How can we calculate the complex limit $\frac{1 - e^{iz}}{z}$ when $z$ approach zero I would like for an explanation how one should approach limit's from the form "$\frac{0}{0}$" in the complex field. Untill now I just used L'hopital, but recently my teacher told us that we do not talk about L'hopital rule in our course (so I did not understand if this rule is true in the complex field). for example, how I can show then without  L'hopital that the following limit is equal to $-i$ when $z$ approach zero  $$\frac{1 - e^{iz}}{z}$$
 A: You don't need L'Hopital's rule. By definition, $\lim\limits_{z \to 0} \frac{f(z) - f(0)}{z} = f'(0)$. So letting $f(z) = e^{iz}$, we have $\lim\limits_{z \to 0} \frac{1 - e^{iz}}{z} = - \lim\limits_{z \to 0} \frac{e^{iz} - 1}{z} = - \lim\limits_{z \to 0} \frac{f(z) - f(0)}{z} = - f'(0) = -i e^{i \cdot 0} = -i$.
A: Notation: $B(a, r) = \{z \in \Bbb C : |z - a| < r\}$ for $a \in \Bbb C$ and $r > 0$.

Complex differentiable functions have the following very nice property:

Suppose $a \in \Bbb C$, $r > 0$, and $f : B(a, r) \to \Bbb C$ is complex differentiable.
Then, we there exists a complex sequence $(a_n)_{n = 0}^\infty$ such $$f(z) = \sum_{n = 0}^\infty a_n(z - a)^n$$ for all $z \in B(a, r)$.
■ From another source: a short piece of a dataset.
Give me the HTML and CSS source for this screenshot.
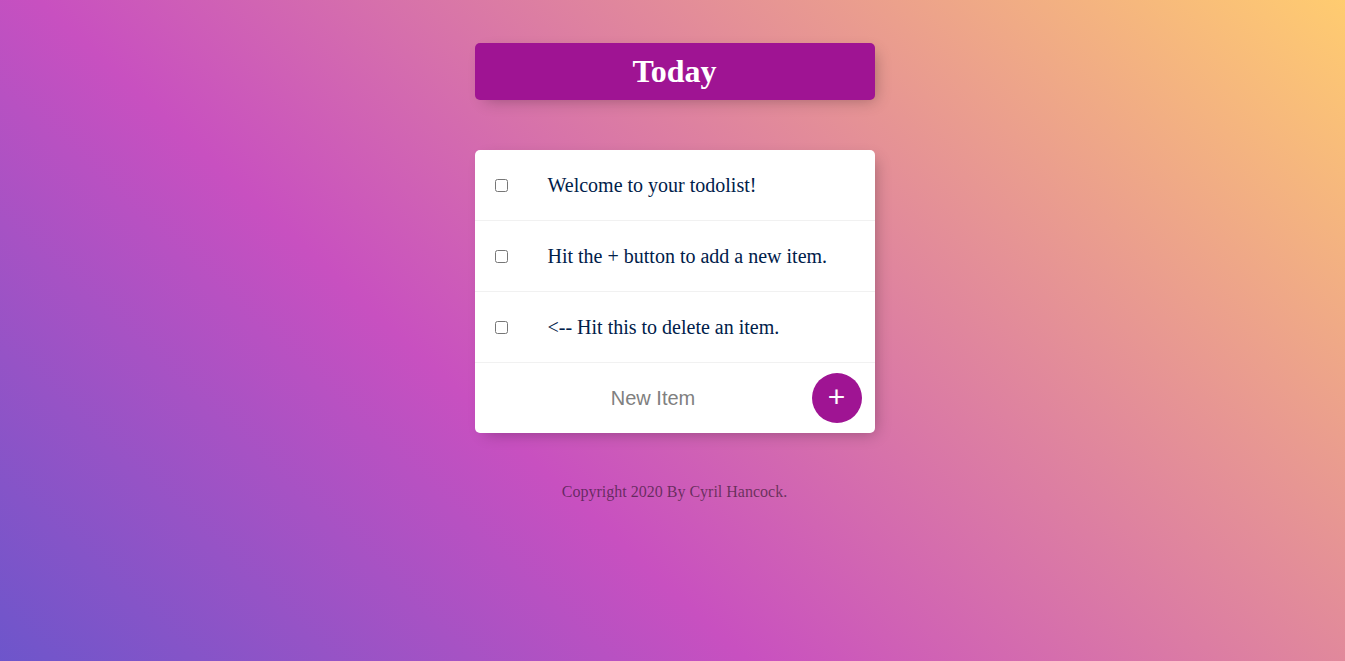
FILE: index.html
```
<!DOCTYPE html>
<html lang="en">
<head>
<meta charset="utf-8">
<title>To-Do List</title>
<link rel="stylesheet" href="styles.css">
</head>
<body>
  <div class="box heading">
    <h1 class="title">Today</h1>
  </div>
  <div class="box">
    <div class="item">
      <input class="check" type="checkbox">
      <p class="text">Welcome to your todolist!</p>
    </div>
    <div class="item">
      <input class="check" type="checkbox">
      <p class="text">Hit the + button to add a new item.</p>
    </div>
    <div class="item">
      <input class="check" type="checkbox">
      <p class="text">&lt;-- Hit this to delete an item.</p>
    </div>
    <form class="item add-form" action="#" onsubmit="return false">
      <input class="new-item" type="text" placeholder="New Item" autocomplete="off">
      <button class="add-btn" type="submit">+</button>
    </form>
  </div>
  <footer class="footer">Copyright 2020 By Cyril Hancock.</footer>
</body>
</html>
```
FILE: styles.css
```
html {
  min-height: 100%;
  background-color: #C850C0;
  background-image: linear-gradient(43deg, #4158D0 0%, #C850C0 46%, #FFCC70 100%);
  background-size: 100% 1000px;
  background-repeat: no-repeat;
}

body {
  margin: 0;
  padding: 43px 0 0 4px;
  font-family: "Liberation Serif", "Times New Roman", serif;
}

.box {
  max-width: 400px;
  margin: 0 auto 50px;
  background: #fff;
  border-radius: 5px;
  box-shadow: 5px 5px 15px -5px rgba(0, 0, 0, 0.3);
}

.heading {
  background-color: #9f1493;
  text-align: center;
}

.title {
  margin: 0;
  padding: 10px;
  color: #fff;
  font-size: 32px;
  font-weight: bold;
  line-height: 37px;
}

.item {
  min-height: 70px;
  display: flex;
  align-items: center;
  border-bottom: 1px solid #F1F1F1;
}

.item:last-child {
  border-bottom: 0;
}

.check {
  margin: 20px;
  width: 13px;
  height: 13px;
}

.text {
  margin: 0;
  padding: 20px;
  font-size: 20px;
  color: #00204a;
}

.add-form {
  margin: 0 0 0 20px;
}

.new-item {
  text-align: center;
  height: 60px;
  border: none;
  padding: 1px 2px;
  font-size: 20px;
  font-family: "Liberation Sans", Arial, sans-serif;
  width: 313px;
  background: transparent;
}

.new-item::placeholder {
  color: grey;
  opacity: 1;
}

.new-item:focus {
  outline: none;
}

.add-btn {
  min-height: 50px;
  width: 50px;
  border-radius: 50%;
  border: 0;
  background-color: #9f1493;
  color: #fff;
  font-size: 30px;
  font-family: "Liberation Sans", Arial, sans-serif;
  padding: 0 0 3px;
  line-height: 1;
}

.footer {
  color: rgba(0, 0, 0, 0.5);
  text-align: center;
  font-size: 16px;
  line-height: 18px;
}
```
Moreover, the above summation enjoys nice properties, including differentiation term-by-term on $B(a, r)$.
Thus, if $f, g$ are differentiable on a neighbourhood of $0$, then we can write $$\frac{f(z)}{g(z)} = \frac{a_0 + a_1 z + a_2 z^2 \cdots}{b_0 + b_1 z + b_2 z^2 + \cdots}$$ on a neighbourhood of $0$.
From the above, depending on how many of the beginning $a_k$ and $b_k$ are $0$, we can calculate the limit. Moreover, we have $$a_k = \frac{1}{k!} f^{(k)}(0)$$ which shows you how L'Hôpital is valid.
In fact, the proof of L'Hôpital is much easier for the case of complex differentiable functions since you have continuity of derivatives.